### Collected material

::::::::

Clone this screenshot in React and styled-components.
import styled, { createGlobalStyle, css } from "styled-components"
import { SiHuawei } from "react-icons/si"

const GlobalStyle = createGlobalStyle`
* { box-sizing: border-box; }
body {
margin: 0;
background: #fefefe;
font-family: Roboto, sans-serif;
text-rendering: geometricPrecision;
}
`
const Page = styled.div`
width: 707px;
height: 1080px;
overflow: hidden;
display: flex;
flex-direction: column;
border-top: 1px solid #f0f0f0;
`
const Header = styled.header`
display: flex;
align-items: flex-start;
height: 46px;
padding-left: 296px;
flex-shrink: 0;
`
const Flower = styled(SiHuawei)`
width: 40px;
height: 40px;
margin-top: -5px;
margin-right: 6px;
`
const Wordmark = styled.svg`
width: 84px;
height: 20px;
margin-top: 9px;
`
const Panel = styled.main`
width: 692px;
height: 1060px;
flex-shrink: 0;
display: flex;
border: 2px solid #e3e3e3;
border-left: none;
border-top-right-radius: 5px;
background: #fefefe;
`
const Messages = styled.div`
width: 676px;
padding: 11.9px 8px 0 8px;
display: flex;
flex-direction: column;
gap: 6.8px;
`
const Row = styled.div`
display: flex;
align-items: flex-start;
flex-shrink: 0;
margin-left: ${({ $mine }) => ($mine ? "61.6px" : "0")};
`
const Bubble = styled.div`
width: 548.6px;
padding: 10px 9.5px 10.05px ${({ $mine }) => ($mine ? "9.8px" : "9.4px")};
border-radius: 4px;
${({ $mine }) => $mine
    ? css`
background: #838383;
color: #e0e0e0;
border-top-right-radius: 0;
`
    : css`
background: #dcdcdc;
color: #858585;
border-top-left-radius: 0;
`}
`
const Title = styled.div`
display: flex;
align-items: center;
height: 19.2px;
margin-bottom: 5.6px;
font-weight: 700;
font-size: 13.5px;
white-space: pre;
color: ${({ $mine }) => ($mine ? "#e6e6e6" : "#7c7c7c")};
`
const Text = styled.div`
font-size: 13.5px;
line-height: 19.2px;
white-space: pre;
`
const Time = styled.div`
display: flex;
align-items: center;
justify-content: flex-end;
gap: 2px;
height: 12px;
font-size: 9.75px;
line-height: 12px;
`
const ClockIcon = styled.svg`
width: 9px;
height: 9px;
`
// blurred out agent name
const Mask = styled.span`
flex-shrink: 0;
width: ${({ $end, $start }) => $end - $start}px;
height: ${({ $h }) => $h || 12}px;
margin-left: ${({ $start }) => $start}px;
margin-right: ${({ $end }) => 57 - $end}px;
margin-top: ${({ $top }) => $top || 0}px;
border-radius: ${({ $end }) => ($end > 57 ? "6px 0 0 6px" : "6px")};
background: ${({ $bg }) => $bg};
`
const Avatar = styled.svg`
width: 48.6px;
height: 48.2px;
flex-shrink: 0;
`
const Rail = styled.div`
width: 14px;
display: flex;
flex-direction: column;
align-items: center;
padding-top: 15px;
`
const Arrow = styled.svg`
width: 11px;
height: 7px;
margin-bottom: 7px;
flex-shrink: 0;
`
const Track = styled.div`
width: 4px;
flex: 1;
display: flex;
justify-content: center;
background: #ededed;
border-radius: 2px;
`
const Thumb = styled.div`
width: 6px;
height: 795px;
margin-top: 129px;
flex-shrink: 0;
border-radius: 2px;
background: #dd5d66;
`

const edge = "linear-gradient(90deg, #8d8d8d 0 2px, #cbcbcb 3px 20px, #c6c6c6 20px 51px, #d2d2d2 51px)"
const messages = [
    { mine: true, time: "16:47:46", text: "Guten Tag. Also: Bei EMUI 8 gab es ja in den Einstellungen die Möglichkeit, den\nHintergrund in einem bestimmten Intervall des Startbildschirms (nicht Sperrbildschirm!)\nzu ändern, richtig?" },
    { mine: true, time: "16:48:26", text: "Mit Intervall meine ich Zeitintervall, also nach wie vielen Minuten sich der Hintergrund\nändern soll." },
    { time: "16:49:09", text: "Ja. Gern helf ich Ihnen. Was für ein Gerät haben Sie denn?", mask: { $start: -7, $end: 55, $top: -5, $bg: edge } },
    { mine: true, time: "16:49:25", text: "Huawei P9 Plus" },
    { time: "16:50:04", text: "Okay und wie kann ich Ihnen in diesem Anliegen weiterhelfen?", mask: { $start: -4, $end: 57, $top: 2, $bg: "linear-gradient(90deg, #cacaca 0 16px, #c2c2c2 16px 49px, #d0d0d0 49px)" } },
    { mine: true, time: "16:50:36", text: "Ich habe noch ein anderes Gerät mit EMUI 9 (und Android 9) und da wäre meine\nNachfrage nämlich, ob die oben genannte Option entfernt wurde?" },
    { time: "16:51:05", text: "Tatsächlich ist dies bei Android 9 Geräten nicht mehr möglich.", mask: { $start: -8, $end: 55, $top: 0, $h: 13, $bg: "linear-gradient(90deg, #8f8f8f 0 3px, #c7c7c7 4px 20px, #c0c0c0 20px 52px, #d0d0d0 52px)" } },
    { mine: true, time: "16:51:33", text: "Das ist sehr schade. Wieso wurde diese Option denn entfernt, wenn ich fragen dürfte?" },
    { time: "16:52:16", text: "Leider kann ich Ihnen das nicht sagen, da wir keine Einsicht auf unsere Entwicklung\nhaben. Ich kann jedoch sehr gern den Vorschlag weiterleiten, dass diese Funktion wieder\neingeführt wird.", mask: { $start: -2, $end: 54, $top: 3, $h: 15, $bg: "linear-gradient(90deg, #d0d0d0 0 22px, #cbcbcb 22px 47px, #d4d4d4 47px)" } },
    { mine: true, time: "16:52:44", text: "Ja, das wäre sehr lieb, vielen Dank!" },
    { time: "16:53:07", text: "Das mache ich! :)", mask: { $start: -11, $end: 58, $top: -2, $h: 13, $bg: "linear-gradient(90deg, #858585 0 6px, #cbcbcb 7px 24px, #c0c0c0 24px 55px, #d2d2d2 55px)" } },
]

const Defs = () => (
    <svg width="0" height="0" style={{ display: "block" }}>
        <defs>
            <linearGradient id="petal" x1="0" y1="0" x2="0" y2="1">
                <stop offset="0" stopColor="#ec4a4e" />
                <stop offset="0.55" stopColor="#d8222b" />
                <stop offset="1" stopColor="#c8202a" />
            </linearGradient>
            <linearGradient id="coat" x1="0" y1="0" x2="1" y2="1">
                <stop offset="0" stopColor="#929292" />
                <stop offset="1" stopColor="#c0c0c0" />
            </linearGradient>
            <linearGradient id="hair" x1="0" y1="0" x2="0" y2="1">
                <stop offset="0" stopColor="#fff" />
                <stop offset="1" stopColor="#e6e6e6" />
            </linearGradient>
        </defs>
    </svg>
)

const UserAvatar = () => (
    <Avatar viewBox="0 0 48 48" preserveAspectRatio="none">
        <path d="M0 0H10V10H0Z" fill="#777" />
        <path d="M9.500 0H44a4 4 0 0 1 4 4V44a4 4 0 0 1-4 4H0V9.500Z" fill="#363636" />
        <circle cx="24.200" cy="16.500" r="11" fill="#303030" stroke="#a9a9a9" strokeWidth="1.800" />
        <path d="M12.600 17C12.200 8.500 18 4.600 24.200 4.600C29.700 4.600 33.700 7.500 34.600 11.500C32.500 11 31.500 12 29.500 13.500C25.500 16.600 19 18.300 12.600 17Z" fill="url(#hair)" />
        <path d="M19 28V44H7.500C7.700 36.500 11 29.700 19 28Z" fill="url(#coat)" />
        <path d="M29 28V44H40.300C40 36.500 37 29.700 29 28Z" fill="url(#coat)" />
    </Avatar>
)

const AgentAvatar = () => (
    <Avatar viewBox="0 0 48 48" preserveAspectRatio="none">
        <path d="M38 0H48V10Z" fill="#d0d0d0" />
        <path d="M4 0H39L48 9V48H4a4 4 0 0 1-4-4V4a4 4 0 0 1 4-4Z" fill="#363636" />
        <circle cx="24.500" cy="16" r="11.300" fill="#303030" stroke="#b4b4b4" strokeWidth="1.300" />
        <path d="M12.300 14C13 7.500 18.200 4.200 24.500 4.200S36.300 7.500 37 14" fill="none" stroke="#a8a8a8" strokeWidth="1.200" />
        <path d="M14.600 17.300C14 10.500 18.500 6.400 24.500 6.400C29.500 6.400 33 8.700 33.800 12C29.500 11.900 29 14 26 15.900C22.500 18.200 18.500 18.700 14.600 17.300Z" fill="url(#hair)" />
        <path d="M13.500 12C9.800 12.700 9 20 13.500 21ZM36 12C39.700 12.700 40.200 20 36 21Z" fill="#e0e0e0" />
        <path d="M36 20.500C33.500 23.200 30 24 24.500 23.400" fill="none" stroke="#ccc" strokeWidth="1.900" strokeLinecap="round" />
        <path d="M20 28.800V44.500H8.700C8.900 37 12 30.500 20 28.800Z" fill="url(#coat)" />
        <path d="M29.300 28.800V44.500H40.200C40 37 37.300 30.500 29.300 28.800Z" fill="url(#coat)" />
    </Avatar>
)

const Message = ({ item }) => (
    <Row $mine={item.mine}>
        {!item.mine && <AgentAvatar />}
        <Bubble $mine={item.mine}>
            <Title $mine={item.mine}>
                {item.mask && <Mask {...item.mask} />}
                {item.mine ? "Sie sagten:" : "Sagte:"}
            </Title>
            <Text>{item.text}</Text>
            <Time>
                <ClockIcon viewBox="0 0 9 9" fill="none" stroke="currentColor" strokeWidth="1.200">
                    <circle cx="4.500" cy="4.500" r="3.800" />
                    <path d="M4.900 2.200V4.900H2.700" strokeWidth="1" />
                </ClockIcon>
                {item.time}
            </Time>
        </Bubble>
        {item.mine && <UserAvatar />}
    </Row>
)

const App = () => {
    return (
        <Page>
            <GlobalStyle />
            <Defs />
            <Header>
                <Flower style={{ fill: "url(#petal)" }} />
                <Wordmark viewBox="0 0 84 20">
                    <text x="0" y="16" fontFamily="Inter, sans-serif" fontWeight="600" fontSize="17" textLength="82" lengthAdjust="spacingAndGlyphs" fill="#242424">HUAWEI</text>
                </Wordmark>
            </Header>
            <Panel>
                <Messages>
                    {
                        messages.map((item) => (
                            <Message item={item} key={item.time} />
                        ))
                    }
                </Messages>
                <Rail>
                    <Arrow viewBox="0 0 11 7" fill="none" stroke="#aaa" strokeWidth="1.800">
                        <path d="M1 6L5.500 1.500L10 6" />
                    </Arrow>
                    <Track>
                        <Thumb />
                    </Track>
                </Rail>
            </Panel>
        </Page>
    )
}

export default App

::::::::

### Given exercise
Copy every line of the listing that contains the word "components".

### The output
Clone this screenshot in React and styled-components.
import styled, { createGlobalStyle, css } from "styled-components"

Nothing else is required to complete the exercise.